Nutraceuticals and Botanical Medicne for Cognitive Health:
- Resveratrol is a polyphenol with both anti oxidant and anti inflammatory properties. Researchers believe it has positive effects on the hippocampus. This is the area of the brain that is critical for memory, learning and mood. It also has been shown to improve cerebral blood flow. Four studies saw enhanced executive function and memory in health older adults who supplemented for a minimum of 14 weeks at a dose of 150-200 mg with both resversatrol and phytoestrogens.
- Phosphatidylserine helps to improve depressive symptoms, memory, and behaviour. It is an essential nutrient that is not found in the diet.
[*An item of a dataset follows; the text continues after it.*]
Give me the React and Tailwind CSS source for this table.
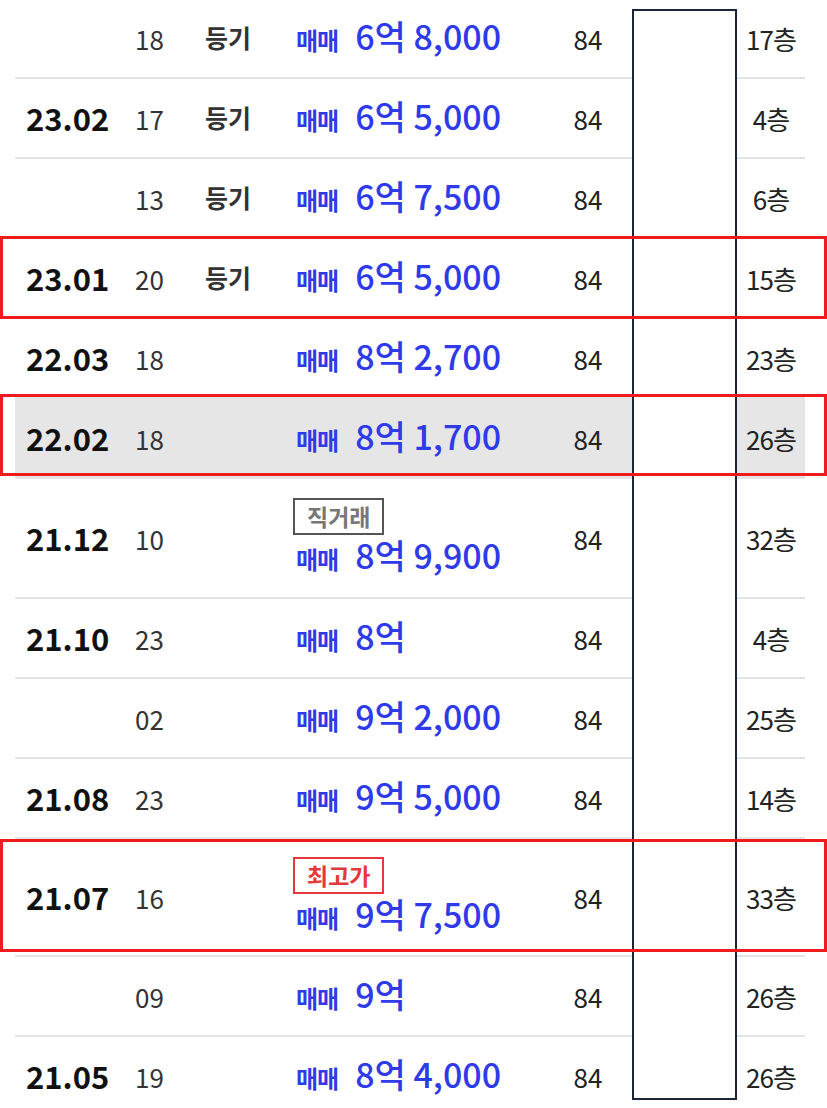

It also regulates stress and is indicated when cortisol is high at doses between 100-500 mg.
- Choline in the form of alpha GPC or citicoline allows this ‘b vitamin’ to cross the blood brain barrier. This supports cognitive health by making more acetylcholine and other neurotransmitters.
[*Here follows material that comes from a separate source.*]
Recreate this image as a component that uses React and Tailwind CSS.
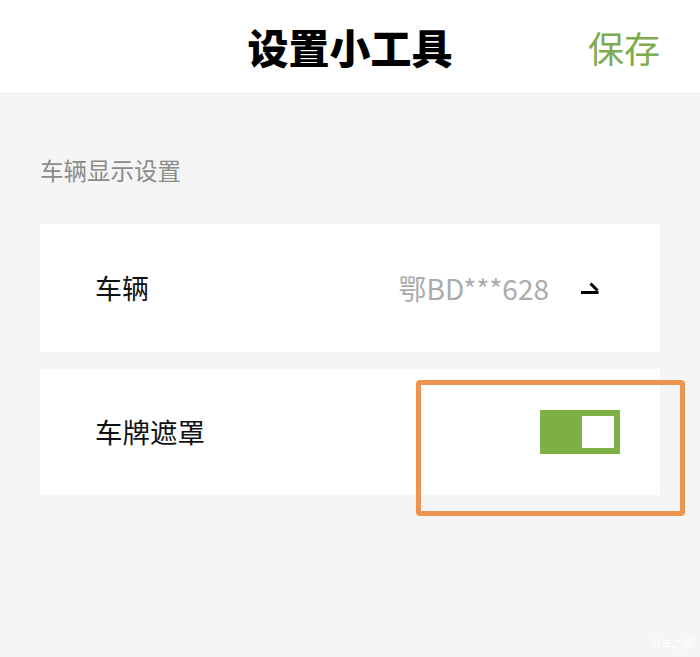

- Omega-3 Fatty Acids in the form of cold-water fatty fish is best. Grass fed meat is also higher in omega 3’s. If you are supplementing with fish oil a range aim for around 2000 mg (combined EPA + DHA).
- Vitamin B12 found in organ meats and some shellfish. Methylcobalamin can be supplemented at 500 mcg.
- N-Acetyl Cysteine reduces glutamate from the brain. This antioxidant is the precursor to glutathione.
- Acetyl L-Carnitine (ALCAR) is recommended dosage is 1000 – 2000 mg to support brain function.
- Curcumin Cook with raw turmeric root and supplement with 300 – 500 mg of curcumin.
- Ginkgo Biloba increases blood flow to the brain and reduce Alzheimer’s symptoms. It also increases short term memory recall. Check for interactions with medications before supplementing at 120 – 240 mg.
- Bacopa is a herb that improves memory and focus. Recommendation is 200 – 500 mg.
I don’t recommend starting on all of these on your own. Herbal and nutraceutical medicine is complex and like Functional Medicine its individualized. Deciding on a treatment course and plan has many factors. Its best to work with a practitioner to ensure you will be getting the most out of any supplements you purchase. Quality and duration are important factors. You also want to ensure you are absorbing them and not taking anything that isn’t going to improve your quality of life.